Erdogan meets Al-Burhan in Ankara
Turkish President Recep Tayyip Erdogan met in the capital, Ankara, yesterday evening, Wednesday, with the Chairman of the Sudanese Sovereignty Council, Abdel Fattah Al-Burhan.
Turkish Foreign Minister Hakan Fidan said that the meeting discussed mechanisms for sending humanitarian support to Sudan and Turkey’s continuing efforts to find a solution to the crisis there.
Al-Burhan was accompanied on the visit by the Foreign Minister-designate, Ali Al-Sadiq, and the Director of General Intelligence, Ahmed Ibrahim Mufaddal.

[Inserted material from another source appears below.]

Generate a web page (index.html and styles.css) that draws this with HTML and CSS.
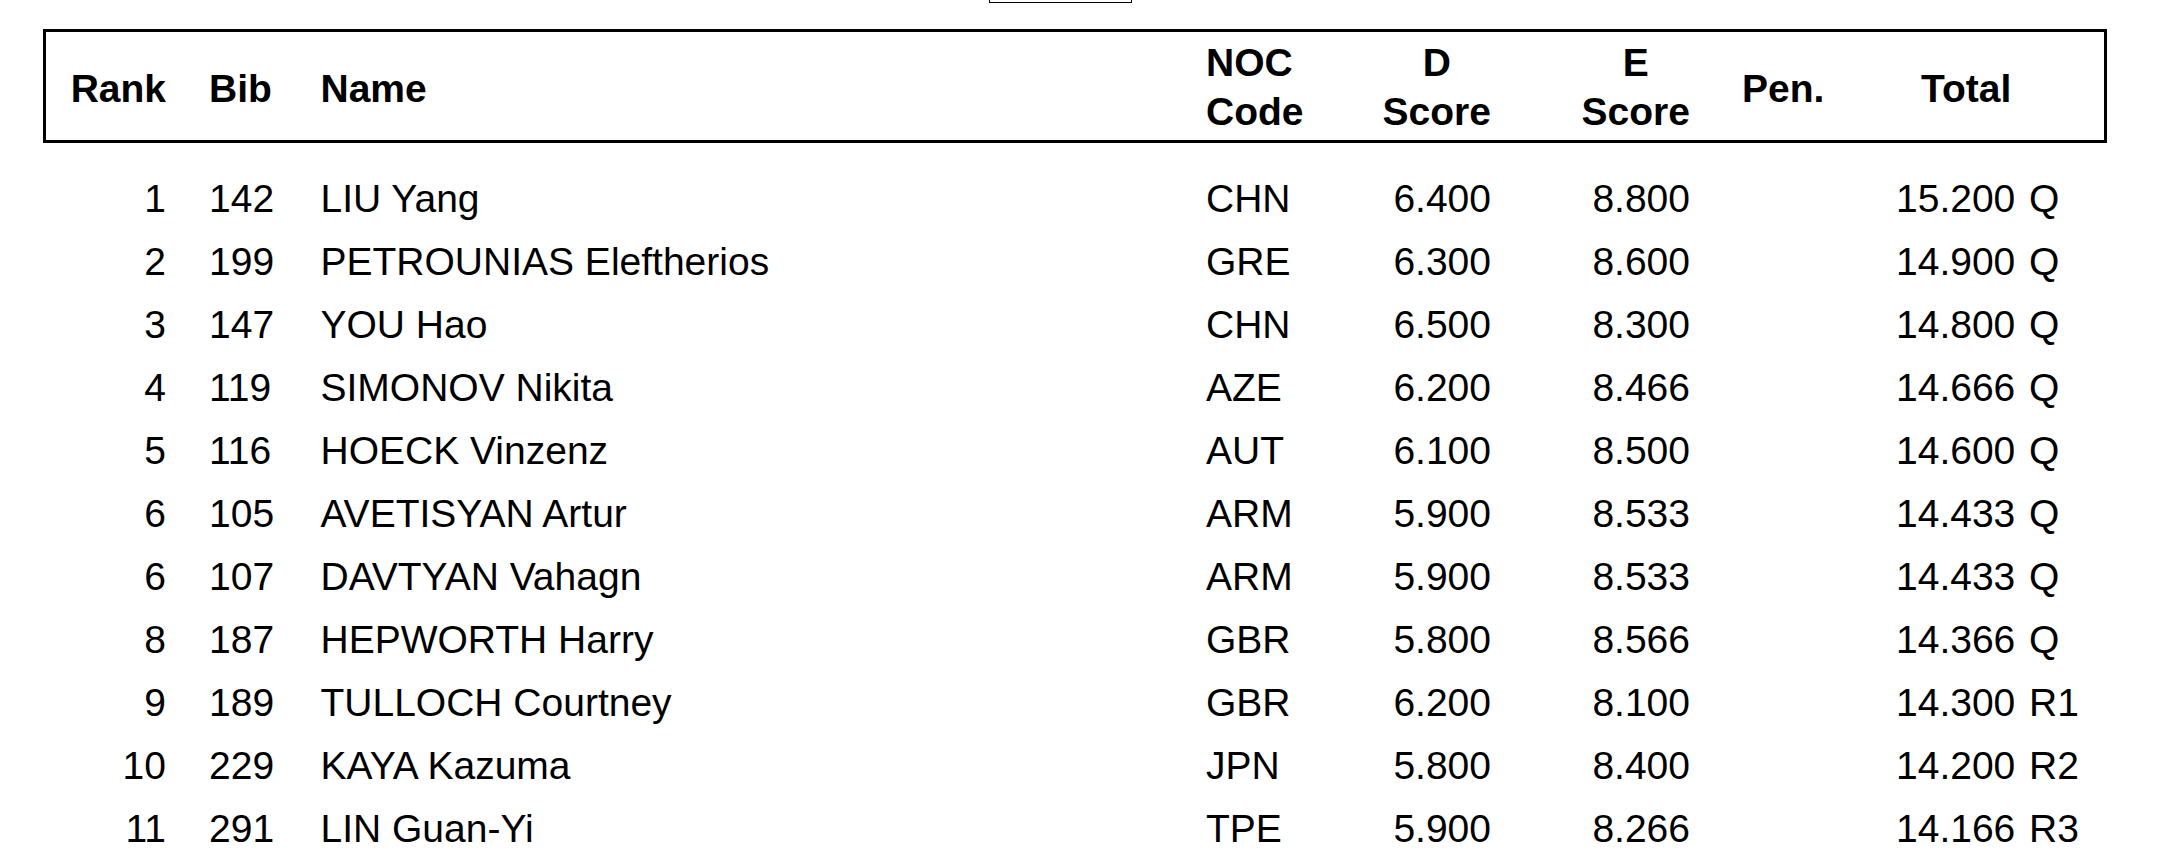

The discussions between Erdogan and Al-Burhan covered bilateral relations and economic cooperation, according to Al-Sadiq, who also noted that the Turkish side confirmed its readiness to help with the reconstruction of what the war had destroyed.
Erdogan offered to host “comprehensive negotiations” to resolve the ongoing violence in Sudan in a phone chat with Al-Burhan last May, but neither side to the conflict made an official response to this proposal.
After Egypt, South Sudan, Qatar, and Eritrea, Al-Burhan’s trip to Turkey is regarded as the fifth of its sort since the start of brutal warfare between the Sudanese army and the Rapid Support Forces in mid-April, which is still going on today.
On August 27, Al-Burhan left Khartoum for the city of Port Sudan, which has a view of the Red Sea and is in the country’s east. Some observers have taken this as an effort to support a cease-fire, while others see it as an attempt to flee what they refer to as a “crisis reality.”